Database for North Korean Human Rights recently conducted a survey of 1,486 defectors who entered South Korea in 2011 to investigate the current flow of information into North Korea. The results show that the most common methods of accessing outside information for people living in regional parts of North Korea are digital media such as CDs and DVDs (37.2%), verbal communication (22.4%), foreign radio broadcasts (14.1%) and television (11.6%). Other responses included mobile phones, USB media and smuggled goods. Meanwhile, propaganda pamphlets, the old mainstay of getting information in, was not common at only 5.9%, perhaps a sign that modern electronic devices are more effective.

So, digital media is currently the preferred way for North Korean citizens to access foreign information. Many people are fond of mobile phones; however, the results of the survey indicate that they are still infrequently used. Mobile phones are not easy to come by, so this is unsurprising. The survey revealed also that modern devices such as mobile phones and USB devices are more likely to be used by those between 20 and 49.
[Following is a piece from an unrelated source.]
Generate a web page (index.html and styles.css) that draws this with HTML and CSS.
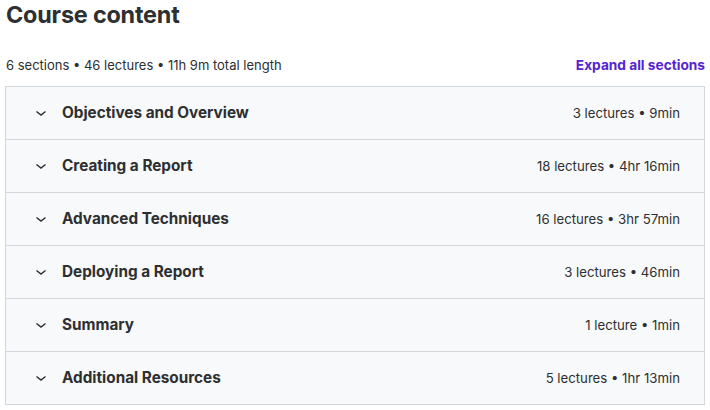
FILE: index.html
```html
<!DOCTYPE html>
<html lang="en">
<head>
    <meta charset="UTF-8">
    <meta name="viewport" content="width=device-width, initial-scale=1.0">
    <title>Course content</title>
    <link rel="stylesheet" href="styles.css">
</head>
<body>
    <div class="curriculum">
        <h2 class="curriculum-title">Course content</h2>

        <!-- SUMMARY BAR -->
        <div class="curriculum-summary">
            <span class="summary-text">6 sections • 46 lectures • 11h 9m total length</span>
            <a href="#" class="expand-btn">Expand all sections</a>
        </div>

        <!-- SECTIONS -->
        <div class="section-list">
            <div class="section-row">
                <svg class="chevron" viewBox="0 0 12 8"><path d="M1.5 2.5L6 6l4.5-3.5"/></svg>
                <span class="section-title">Objectives and Overview</span>
                <span class="section-meta">3 lectures • 9min</span>
            </div>
            <div class="section-row">
                <svg class="chevron" viewBox="0 0 12 8"><path d="M1.5 2.5L6 6l4.5-3.5"/></svg>
                <span class="section-title">Creating a Report</span>
                <span class="section-meta">18 lectures • 4hr 16min</span>
            </div>
            <div class="section-row">
                <svg class="chevron" viewBox="0 0 12 8"><path d="M1.5 2.5L6 6l4.5-3.5"/></svg>
                <span class="section-title">Advanced Techniques</span>
                <span class="section-meta">16 lectures • 3hr 57min</span>
            </div>
            <div class="section-row">
                <svg class="chevron" viewBox="0 0 12 8"><path d="M1.5 2.5L6 6l4.5-3.5"/></svg>
                <span class="section-title">Deploying a Report</span>
                <span class="section-meta">3 lectures • 46min</span>
            </div>
            <div class="section-row">
                <svg class="chevron" viewBox="0 0 12 8"><path d="M1.5 2.5L6 6l4.5-3.5"/></svg>
                <span class="section-title">Summary</span>
                <span class="section-meta">1 lecture • 1min</span>
            </div>
            <div class="section-row">
                <svg class="chevron" viewBox="0 0 12 8"><path d="M1.5 2.5L6 6l4.5-3.5"/></svg>
                <span class="section-title">Additional Resources</span>
                <span class="section-meta">5 lectures • 1hr 13min</span>
            </div>
        </div>
    </div>
</body>
</html>
```

FILE: styles.css
```css
body {
    margin: 0;
    background: white;
    font-family: Inter, "Noto Sans", sans-serif;
    color: #2d2f31;
}

.curriculum {
    width: 700px;
    margin-left: 5px;
}

.curriculum-title {
    margin: 0;
    padding: 1px 0 0 1px;
    font-size: 23.4px;
    font-weight: 700;
    line-height: 28px;
    letter-spacing: -0.2px;
}

.curriculum-summary {
    display: flex;
    align-items: center;
    justify-content: space-between;
    margin-top: 26px;
    margin-bottom: 11px;
    padding-left: 1px;
    line-height: 20px;
}

.summary-text {
    font-size: 13px;
}

.expand-btn {
    color: #5624d0;
    font-size: 13.7px;
    font-weight: 700;
    text-decoration: none;
}

/* Section list */
.section-list {
    border: 1px solid #d1d7dc;
}

.section-row {
    display: flex;
    align-items: center;
    height: 52px;
    padding: 0 24px 0 29px;
    background: #f7f9fa;
    border-bottom: 1px solid #d1d7dc;
}

.section-row:last-child {
    border-bottom: none;
}

.chevron {
    width: 12px;
    height: 8px;
    fill: none;
    stroke: #2d2f31;
    stroke-width: 1.5;
    margin-right: 15px;
}

.section-title {
    flex: 1;
    font-size: 15.3px;
    font-weight: 700;
    line-height: 20px;
    padding-bottom: 1px;
}

.section-meta {
    font-size: 13.2px;
    line-height: 20px;
    padding-bottom: 1px;
}
```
It should be noted that 56.2% of respondents were from North Hamkyung Province, while 22.6% were from Yangkang Province, both border areas. South Hamkyung Province came in next at 7.7%, while South Pyongan Province recorded just 4.8%. Unsurprisingly given the geography, foreign radio broadcasts and digital media were most common in Hamkyung and Yangkang, while pamphlets were more likely to be accessed by those in Gangwon Province.

Asked what effect they believed the entry of outside information had on regional citizens while they lived in North Korea, the highest response was ‘admiration for foreign societies’ at 44%, while 32.8% said that it gave people the desire to defect. This admiration of the outside world and desire to defect began to increase starting with the famine in 1997, a trend that has continued into the 21st century. The responses reflect the fact that the entry of outside information forces people to compare their own lives with what they see outside, and that this may have a strong impact on discontent at the system.
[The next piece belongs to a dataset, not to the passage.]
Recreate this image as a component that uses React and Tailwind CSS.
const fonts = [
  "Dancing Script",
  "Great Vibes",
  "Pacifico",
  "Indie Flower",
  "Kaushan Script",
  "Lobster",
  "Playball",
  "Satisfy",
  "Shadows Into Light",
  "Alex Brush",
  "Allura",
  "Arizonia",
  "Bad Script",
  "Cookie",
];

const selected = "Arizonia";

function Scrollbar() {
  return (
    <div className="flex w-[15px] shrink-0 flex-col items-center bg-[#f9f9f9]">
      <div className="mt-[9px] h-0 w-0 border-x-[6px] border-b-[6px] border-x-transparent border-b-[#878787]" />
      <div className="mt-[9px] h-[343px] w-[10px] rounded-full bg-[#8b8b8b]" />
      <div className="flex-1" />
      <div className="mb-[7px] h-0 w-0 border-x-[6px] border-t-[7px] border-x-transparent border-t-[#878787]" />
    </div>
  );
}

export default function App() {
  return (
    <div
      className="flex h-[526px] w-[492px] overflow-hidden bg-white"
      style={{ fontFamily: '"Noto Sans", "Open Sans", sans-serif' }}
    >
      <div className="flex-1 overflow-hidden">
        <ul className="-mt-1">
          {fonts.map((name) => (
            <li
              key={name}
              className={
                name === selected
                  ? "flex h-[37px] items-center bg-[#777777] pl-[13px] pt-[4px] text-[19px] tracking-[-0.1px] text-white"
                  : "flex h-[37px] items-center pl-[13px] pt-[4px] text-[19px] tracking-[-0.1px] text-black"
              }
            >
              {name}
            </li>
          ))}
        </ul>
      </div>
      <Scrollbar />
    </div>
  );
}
The rate of possession for various media also throws up some interesting results. Of the 1,486 respondents, 630 owned televisions (42.4%) and 246 had radios (16.6%), while the most popular item was a CD player, with 756 people (50.9%) owning one. Most respondents revealed that these devices are purchased from the market or from traders elsewhere. Digital disc media is often borrowed from friends.

Asked what they were using their media to access, television viewers answered that they watched dramas and news from Chinese broadcasters or South Korean channel KBS. Radio listeners were inspired by their curiosity towards South Korea and to learn more about international current affairs, tuning into news, educational programs and music. Disc media were primarily accessed out of curiosity, for fun, or to see the progress of the outside world, with viewers predominantly watching movies and dramas.

As mentioned earlier, a common point identified by respondents was that after accessing foreign media, their admiration of the outside world and thoughts of defecting increased. The government knows this, and in 2004, as the flow of information started to reach worrying levels, it created what is known as ‘Gruppa 109’, a department which handles inspections and seizures of electronic devices and recorded media.

One of the more noteworthy findings is that illegally accessing foreign radio broadcasts most often leads to being sent to a political prison, while digital media and illegal television access are said to be punished with imprisonment at re-education camps, labor camps or detention facilities, or internal exile.

It is against this stunning backdrop of repression that new leader Kim Jong Eun has shown signs of wanting to change North Korea; however, if crackdowns and punishments for importing outside information reveal anything, it is that there is not likely to be progress in the field of free expression any time soon.

* The viewpoints expressed in Guest Columns are not necessarily those of Daily NK.